The question is what, exactly, are the best next steps to take.
Motivated to act
Some Swedish/Edmonds emergency room staff want to teach CPR to kids, Gutierrez said. Some want to raise money to buy more automated external defibrillators — better known by the three-letter shorthand of AEDs. Some want to sell T-shirts. Some want to volunteer at the Nick of Time heart screening event scheduled next year at Meadowdale High School.
“The hearts of all of us are with the mother, brother and that dad,” Gutierrez said.
The Nick of Time Foundation has donated a backpack-style AED to Meadowdale High School so it can be at the ready during athletic events.
Edmonds School Board member Diana White had known Matthew Truax for years. She was his former Sunday school teacher at Edmonds’ Holy Rosary Church. She said the school district is working with Swedish/Edmonds staff on what steps the district should take, such as whether athletes and perhaps even all students should be required to get an EKG test.
“When you make a requirement, that has a dollar figure associated with it,” White said. “The big hurdle is how you do it.”
Drezner, the UW physician, said his recommendation for every community is to have AEDs in all elementary, middle and high schools. “These devices should be on the walls in every school, just like fire extinguishers, and hope we never have to use either,” he said.
1 in 250 at risk
Sudden cardiac arrest most frequently strikes those between the ages of 12 and 30, Drezner said. Boys and young male athletes are about four times more likely to be affected than their female counterparts. “But that doesn’t mean girls are at zero risk and they shouldn’t consider being screened,” he said.
One of the highest risk groups is teen boys playing high school basketball, he said.
About 1 in every 250 young people has a heart disorder that has some potential for causing sudden cardiac arrest, Drezner said. Even when an electrocardiogram (EKG) test indicates there might be a problem, it doesn’t mean you have a heart condition, he said.
If follow-up tests identify a problem, the treatment may include medication, surgery and, in some cases, modifying physical activity, Drezner said.

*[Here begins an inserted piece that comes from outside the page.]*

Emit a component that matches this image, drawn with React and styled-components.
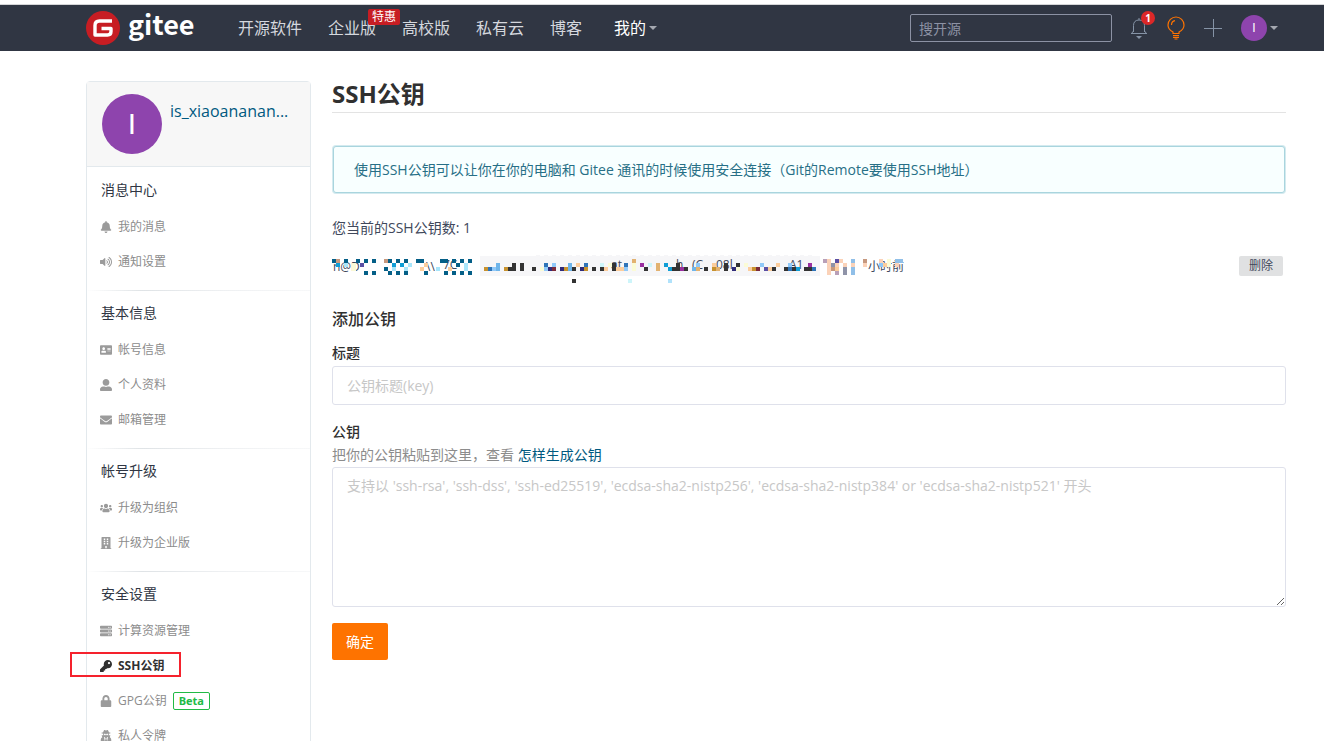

Once a community experiences a loss like that of Matthew Truax, it’s going to be on the minds of parents, he said. “You’ll be nervous about it. I don’t want to scare people into thinking that this is reason for their son or daughter not to participate in sports.”
But for specific groups, such as competitive athletes, he and other physicians recommend an EKG screening before they participate. The tests will soon be offered to the public for $50 at the new Sports Medicine Center at Husky Stadium.
Melinda and Jerry Truax say their son had no prior symptoms of heart problems. In fact, he participated in a 90-minute soccer practice the day before he died.
They hope that Matthew’s death will save another’s life.
“If Matthew had an EKG two years ago during his sports physical, I truly believe he’d be alive today,” his mother said.
“We’ll probably spend the rest of our lives talking about sudden cardiac arrest and doing everything we can to save another parent from having to go through this. There are thousands of parents out there, just like us, who think they have this perfectly healthy child.”
Sharon Salyer: 425-339-3486 or firstname.lastname@example.org.
Who should have an EKG?
EKGs are strongly recommended for:
•Anyone with a family member with cardiomyopathy or other hereditary cardiac disorder.
Anyone with a family member who suffered sudden cardiac arrest or death before age 40.
Anyone with potential cardiovascular symptoms, such as chest pain or passing out with exercise.
Teen boys, 14 years or older who are basketball players, the highest risk group of athletes.
The tests also recommended for:
•Male high school athletes of any sport.
All male and female college athletes.
They may be considered for:
•Female high school athletes.
Any student, active or inactive, who is interested in being screened.